Exercise description:
From the listing below, pull each line that includes "styles".
===
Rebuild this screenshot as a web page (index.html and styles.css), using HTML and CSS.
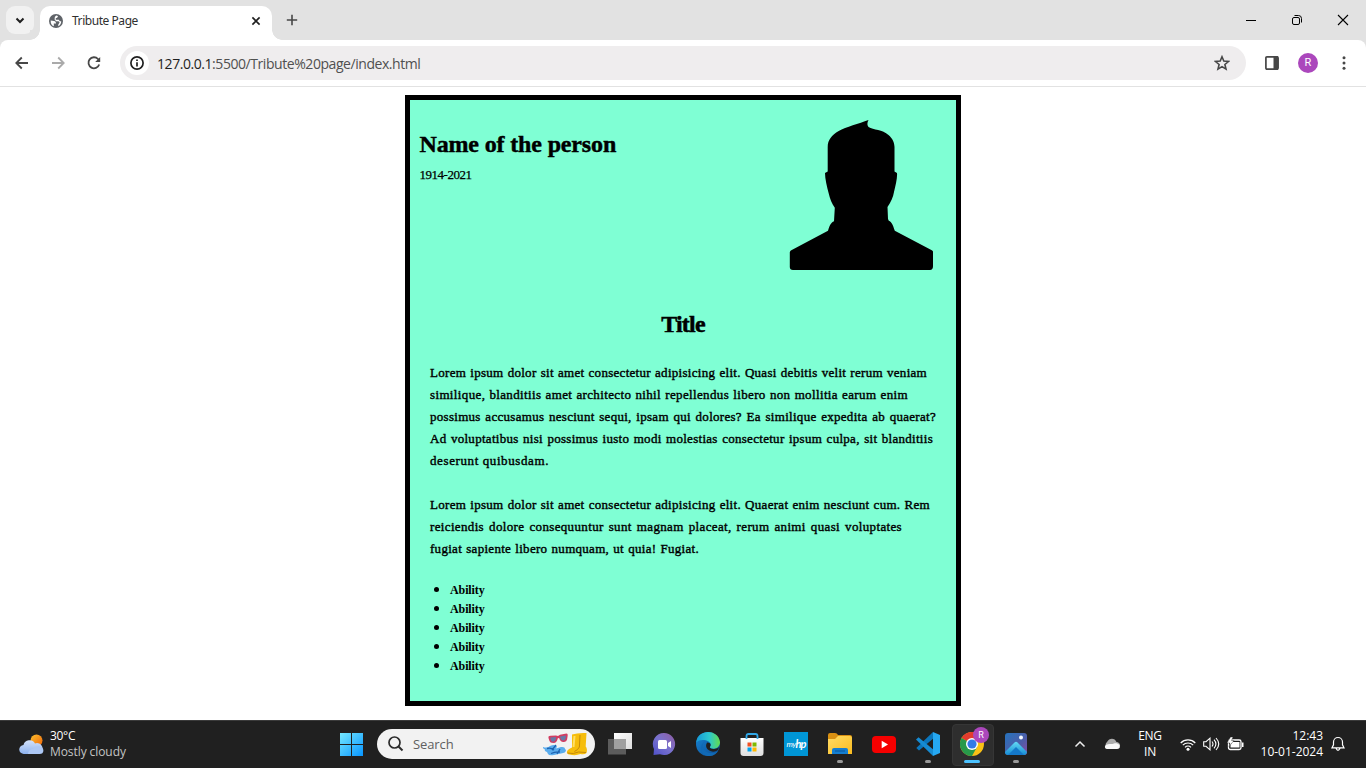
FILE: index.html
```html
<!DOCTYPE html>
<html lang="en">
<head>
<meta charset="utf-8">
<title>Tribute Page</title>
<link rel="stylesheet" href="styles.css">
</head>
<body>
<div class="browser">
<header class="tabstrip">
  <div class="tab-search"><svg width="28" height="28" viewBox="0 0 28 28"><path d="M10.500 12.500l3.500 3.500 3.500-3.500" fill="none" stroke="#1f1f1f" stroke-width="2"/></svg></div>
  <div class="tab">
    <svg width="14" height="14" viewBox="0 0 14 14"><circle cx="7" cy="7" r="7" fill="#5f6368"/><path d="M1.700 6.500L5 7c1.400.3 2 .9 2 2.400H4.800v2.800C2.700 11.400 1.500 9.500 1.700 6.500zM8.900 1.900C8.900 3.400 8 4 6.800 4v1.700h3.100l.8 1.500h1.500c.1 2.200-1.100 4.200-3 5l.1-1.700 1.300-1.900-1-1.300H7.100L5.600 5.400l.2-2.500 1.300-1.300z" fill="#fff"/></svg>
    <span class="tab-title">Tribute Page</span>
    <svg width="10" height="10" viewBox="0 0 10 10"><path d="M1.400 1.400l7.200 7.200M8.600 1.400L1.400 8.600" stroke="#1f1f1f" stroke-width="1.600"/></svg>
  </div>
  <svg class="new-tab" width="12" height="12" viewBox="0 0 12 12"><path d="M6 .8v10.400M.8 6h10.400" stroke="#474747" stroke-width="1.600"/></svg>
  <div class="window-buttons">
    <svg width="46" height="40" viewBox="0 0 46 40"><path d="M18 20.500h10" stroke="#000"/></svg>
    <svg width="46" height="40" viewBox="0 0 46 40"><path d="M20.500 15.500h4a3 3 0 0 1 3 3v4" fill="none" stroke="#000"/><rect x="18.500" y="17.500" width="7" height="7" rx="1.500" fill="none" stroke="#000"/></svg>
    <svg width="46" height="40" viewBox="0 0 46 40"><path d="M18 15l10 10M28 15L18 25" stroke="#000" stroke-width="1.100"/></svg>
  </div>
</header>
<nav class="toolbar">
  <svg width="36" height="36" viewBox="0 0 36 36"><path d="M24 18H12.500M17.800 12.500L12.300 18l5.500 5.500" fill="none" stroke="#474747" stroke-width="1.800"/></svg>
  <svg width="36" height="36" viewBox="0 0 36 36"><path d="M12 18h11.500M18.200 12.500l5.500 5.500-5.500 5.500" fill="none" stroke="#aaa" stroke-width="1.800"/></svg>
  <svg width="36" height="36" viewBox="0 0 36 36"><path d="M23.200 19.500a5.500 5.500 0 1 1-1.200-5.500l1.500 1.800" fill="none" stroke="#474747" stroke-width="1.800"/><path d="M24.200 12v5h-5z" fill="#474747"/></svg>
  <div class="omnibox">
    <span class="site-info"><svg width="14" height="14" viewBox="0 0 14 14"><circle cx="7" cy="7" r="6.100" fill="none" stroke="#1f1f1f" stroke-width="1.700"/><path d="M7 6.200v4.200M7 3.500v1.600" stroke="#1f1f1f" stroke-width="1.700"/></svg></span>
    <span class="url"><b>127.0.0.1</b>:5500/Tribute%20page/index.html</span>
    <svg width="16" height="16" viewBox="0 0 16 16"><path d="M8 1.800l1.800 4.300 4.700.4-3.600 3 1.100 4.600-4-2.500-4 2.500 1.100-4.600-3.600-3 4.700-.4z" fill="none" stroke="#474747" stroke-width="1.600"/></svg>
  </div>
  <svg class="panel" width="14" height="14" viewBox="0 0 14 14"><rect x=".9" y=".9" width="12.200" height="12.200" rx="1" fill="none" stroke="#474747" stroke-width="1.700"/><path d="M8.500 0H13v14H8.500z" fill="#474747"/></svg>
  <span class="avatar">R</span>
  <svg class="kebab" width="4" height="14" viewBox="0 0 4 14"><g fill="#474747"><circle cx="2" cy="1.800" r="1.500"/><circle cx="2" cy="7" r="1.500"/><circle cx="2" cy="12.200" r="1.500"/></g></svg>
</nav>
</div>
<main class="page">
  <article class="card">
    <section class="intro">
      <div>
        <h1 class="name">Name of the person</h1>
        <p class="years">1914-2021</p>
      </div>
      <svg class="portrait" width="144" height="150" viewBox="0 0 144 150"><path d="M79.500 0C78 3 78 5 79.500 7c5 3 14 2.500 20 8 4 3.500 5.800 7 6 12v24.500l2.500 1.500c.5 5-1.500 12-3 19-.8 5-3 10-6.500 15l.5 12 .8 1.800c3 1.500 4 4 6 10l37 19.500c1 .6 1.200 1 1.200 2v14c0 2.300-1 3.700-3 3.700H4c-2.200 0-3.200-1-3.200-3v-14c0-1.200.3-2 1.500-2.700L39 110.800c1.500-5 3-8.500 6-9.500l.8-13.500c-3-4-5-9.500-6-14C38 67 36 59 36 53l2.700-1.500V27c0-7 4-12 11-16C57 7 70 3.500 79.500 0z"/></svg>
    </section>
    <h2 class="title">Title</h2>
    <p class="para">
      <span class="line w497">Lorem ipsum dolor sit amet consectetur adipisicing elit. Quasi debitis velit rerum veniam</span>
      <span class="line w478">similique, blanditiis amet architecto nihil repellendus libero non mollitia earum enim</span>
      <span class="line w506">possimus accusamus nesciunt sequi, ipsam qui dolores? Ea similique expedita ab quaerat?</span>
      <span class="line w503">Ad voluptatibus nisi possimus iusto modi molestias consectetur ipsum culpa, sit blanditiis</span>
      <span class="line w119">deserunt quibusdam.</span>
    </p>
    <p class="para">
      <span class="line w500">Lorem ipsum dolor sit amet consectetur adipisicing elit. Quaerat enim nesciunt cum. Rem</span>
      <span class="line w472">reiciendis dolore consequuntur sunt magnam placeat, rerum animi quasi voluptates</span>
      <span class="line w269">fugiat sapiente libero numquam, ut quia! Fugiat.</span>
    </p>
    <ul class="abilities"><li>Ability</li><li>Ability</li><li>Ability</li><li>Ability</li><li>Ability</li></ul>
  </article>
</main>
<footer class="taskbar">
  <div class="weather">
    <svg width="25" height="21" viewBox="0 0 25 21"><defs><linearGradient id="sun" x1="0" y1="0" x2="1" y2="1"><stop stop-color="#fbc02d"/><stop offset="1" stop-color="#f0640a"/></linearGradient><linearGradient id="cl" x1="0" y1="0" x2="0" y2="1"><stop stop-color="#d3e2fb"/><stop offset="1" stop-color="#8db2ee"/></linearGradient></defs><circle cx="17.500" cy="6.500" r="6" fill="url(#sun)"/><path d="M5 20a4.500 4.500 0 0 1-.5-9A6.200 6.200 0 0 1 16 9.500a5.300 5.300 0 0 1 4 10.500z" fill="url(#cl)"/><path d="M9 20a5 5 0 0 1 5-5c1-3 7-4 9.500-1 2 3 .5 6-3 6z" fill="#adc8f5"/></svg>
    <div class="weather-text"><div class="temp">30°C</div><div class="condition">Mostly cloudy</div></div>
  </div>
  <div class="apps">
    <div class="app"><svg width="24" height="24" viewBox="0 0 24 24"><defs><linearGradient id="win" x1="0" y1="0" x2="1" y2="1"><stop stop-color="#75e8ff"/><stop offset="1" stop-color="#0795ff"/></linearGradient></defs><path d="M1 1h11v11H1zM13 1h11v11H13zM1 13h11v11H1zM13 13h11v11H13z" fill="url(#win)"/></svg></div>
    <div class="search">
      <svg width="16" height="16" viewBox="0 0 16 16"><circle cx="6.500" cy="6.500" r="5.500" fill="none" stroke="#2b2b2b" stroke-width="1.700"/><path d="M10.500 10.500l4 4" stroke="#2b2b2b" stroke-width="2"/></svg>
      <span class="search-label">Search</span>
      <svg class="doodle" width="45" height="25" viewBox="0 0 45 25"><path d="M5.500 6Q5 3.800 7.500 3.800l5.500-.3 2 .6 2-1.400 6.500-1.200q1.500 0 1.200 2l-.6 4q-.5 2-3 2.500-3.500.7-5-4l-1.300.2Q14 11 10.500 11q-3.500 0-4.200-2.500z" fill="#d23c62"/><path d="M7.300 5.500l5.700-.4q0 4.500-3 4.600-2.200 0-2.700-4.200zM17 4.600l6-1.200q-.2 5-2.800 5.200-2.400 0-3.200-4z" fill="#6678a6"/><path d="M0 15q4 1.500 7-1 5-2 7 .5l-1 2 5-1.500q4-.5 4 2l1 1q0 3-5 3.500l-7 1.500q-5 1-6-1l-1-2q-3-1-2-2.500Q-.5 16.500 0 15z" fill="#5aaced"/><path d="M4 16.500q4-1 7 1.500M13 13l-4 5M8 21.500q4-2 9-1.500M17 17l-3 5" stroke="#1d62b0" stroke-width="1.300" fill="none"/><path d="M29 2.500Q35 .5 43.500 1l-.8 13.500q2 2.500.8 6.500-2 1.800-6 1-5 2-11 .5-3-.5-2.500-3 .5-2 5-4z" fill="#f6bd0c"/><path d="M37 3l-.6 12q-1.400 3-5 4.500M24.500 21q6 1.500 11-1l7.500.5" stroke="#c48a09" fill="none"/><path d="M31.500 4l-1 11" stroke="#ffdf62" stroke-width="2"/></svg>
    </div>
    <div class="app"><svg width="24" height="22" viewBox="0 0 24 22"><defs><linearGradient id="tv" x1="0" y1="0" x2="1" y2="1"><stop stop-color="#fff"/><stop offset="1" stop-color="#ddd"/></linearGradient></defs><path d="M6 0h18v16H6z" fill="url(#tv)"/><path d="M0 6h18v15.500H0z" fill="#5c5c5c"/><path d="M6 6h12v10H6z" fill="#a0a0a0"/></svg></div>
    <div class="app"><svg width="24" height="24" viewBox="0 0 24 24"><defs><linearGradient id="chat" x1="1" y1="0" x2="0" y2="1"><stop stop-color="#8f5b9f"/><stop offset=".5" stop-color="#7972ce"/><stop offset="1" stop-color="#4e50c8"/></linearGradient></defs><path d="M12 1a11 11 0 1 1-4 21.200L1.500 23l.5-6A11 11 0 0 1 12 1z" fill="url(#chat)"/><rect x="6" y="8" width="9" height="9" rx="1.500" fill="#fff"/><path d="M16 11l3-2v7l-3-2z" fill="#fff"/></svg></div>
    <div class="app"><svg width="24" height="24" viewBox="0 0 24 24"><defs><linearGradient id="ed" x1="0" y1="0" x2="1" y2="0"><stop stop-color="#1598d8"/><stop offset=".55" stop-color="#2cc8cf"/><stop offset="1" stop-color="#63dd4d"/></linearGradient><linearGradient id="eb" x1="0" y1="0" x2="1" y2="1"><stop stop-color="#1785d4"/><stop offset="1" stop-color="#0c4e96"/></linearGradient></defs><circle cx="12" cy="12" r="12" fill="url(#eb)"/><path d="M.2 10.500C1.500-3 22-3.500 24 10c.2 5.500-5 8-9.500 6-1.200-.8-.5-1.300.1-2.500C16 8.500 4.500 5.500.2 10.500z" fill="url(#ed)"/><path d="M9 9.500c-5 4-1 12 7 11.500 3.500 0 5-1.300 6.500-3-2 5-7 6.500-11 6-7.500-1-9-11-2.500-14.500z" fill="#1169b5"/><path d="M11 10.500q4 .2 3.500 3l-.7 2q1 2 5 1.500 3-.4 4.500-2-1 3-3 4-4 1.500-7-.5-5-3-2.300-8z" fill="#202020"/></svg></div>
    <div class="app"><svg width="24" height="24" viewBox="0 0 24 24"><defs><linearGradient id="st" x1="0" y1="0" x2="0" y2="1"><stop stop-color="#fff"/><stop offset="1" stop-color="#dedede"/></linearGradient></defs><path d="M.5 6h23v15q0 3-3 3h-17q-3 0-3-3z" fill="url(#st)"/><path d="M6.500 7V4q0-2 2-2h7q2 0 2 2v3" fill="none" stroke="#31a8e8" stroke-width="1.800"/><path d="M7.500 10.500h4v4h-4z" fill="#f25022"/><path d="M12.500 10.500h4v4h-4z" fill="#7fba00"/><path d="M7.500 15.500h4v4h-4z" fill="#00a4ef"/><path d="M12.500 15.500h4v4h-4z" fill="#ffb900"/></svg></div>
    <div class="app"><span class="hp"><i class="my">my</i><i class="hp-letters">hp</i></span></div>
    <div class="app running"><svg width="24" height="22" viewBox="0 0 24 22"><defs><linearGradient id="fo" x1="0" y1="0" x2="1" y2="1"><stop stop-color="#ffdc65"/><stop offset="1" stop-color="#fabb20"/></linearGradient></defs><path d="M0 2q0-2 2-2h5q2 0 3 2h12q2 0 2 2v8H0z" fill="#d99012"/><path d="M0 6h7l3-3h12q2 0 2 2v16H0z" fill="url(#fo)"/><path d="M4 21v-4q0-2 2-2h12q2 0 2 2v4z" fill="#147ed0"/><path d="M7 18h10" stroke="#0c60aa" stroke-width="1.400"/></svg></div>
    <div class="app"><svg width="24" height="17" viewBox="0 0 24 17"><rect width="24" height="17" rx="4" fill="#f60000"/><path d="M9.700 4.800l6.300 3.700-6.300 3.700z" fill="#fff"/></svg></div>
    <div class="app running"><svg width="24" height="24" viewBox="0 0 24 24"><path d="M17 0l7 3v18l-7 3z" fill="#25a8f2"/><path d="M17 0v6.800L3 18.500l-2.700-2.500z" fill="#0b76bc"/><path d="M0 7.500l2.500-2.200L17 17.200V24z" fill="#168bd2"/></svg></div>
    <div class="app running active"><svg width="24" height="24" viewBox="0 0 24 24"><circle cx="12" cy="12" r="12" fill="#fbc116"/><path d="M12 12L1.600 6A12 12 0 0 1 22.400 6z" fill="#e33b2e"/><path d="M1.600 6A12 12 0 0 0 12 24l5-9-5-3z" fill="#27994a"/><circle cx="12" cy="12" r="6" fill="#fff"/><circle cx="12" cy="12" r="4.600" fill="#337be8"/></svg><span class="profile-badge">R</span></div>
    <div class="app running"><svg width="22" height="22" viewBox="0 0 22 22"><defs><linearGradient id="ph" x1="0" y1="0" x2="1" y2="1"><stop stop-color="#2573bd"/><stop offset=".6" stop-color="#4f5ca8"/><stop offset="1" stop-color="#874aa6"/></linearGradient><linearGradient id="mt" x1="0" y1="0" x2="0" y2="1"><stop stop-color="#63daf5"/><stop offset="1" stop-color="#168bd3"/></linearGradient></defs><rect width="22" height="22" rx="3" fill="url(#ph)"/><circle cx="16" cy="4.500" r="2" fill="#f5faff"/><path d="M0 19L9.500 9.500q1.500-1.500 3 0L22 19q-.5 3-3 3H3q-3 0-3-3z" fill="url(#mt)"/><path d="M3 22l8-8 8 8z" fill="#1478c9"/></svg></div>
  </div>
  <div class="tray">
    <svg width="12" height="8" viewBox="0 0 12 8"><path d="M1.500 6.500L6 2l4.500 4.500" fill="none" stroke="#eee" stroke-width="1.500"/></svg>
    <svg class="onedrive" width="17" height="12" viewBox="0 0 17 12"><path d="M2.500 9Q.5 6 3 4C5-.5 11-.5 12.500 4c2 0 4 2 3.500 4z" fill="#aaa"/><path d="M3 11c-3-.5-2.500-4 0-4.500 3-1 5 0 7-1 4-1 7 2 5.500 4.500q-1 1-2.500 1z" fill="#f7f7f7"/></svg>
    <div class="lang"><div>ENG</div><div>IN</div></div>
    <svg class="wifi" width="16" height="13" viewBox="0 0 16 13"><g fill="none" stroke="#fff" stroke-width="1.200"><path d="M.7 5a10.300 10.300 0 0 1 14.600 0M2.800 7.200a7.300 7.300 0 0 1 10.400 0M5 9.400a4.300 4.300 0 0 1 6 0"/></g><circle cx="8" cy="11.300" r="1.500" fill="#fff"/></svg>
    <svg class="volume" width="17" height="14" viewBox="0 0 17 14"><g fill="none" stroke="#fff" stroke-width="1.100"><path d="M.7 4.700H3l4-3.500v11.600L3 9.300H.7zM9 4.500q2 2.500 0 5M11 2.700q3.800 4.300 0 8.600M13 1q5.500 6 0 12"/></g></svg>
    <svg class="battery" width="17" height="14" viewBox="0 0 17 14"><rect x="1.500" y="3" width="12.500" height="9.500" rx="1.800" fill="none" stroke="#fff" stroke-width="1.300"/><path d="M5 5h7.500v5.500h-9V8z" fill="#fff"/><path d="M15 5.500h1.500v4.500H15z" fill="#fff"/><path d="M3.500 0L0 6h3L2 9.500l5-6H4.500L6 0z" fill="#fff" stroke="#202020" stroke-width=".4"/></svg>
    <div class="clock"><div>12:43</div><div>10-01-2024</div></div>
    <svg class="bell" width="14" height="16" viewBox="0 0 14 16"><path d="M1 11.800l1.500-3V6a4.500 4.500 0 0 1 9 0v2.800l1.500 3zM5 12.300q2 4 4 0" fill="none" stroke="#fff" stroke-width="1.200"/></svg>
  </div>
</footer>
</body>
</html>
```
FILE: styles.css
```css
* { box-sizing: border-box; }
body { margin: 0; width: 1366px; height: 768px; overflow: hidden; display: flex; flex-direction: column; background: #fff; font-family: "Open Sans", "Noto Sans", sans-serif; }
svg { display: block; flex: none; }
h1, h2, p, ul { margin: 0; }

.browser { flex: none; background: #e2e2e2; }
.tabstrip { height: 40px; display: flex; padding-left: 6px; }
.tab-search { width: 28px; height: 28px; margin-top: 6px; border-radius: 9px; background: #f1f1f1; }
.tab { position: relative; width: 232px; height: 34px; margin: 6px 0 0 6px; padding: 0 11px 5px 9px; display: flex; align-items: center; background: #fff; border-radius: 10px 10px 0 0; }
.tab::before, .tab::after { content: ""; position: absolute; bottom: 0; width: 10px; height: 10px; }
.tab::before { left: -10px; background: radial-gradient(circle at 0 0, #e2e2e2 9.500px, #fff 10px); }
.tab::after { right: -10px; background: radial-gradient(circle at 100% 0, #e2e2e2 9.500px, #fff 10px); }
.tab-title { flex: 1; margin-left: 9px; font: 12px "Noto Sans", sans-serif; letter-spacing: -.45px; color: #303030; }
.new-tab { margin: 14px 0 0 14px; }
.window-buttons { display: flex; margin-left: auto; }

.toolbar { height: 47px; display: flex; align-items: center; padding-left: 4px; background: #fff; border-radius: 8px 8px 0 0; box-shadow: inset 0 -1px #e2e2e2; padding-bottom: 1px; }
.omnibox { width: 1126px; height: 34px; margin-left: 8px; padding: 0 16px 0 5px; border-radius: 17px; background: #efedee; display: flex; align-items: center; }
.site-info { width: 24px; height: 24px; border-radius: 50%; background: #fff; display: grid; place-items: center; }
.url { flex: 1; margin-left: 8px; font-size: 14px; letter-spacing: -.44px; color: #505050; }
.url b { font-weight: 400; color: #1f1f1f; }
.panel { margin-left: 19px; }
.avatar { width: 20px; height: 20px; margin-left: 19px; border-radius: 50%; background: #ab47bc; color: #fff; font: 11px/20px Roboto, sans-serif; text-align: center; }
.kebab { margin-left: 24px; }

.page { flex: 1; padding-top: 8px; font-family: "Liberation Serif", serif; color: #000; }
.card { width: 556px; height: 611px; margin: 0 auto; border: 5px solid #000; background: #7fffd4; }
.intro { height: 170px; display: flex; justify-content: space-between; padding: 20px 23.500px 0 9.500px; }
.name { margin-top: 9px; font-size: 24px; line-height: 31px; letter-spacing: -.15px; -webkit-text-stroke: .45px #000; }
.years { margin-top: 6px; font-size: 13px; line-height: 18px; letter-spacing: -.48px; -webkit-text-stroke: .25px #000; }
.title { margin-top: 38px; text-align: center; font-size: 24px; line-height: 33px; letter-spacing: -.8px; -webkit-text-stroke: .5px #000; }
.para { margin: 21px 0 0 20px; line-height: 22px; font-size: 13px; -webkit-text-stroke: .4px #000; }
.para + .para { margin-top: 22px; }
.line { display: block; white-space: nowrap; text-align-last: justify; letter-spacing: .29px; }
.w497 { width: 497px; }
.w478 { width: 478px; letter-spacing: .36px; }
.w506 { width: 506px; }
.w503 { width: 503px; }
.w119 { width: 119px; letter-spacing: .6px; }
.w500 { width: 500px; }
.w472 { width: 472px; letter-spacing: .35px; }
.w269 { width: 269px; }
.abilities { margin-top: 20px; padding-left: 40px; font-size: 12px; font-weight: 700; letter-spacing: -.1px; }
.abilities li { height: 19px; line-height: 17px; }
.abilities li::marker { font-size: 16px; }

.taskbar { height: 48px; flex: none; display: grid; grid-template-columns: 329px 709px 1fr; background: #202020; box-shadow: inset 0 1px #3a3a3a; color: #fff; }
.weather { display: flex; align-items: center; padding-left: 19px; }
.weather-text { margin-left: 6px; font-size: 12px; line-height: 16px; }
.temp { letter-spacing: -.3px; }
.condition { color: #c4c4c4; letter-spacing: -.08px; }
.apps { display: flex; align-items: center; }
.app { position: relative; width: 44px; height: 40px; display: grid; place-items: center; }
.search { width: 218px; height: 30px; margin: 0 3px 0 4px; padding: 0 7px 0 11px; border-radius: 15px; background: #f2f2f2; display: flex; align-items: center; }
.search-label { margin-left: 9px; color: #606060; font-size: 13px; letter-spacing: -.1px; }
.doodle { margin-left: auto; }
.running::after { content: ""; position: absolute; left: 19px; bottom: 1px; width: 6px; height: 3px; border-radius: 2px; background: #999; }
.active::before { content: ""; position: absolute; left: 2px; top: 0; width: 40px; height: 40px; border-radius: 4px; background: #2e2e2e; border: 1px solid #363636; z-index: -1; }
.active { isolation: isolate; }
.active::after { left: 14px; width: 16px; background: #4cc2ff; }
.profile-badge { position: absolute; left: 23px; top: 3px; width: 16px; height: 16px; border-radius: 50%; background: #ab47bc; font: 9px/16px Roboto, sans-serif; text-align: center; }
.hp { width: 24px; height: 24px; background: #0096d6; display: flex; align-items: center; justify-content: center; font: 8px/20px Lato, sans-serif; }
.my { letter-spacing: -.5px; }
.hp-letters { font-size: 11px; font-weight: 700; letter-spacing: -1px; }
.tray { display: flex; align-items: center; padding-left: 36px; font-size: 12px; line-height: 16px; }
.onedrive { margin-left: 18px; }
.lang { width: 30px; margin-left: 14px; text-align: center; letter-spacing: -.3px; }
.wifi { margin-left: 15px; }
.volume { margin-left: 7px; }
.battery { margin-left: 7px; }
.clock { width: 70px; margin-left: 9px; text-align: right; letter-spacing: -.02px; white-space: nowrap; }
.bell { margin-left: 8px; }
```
===
Result:
Rebuild this screenshot as a web page (index.html and styles.css), using HTML and CSS.
<link rel="stylesheet" href="styles.css">
FILE: styles.css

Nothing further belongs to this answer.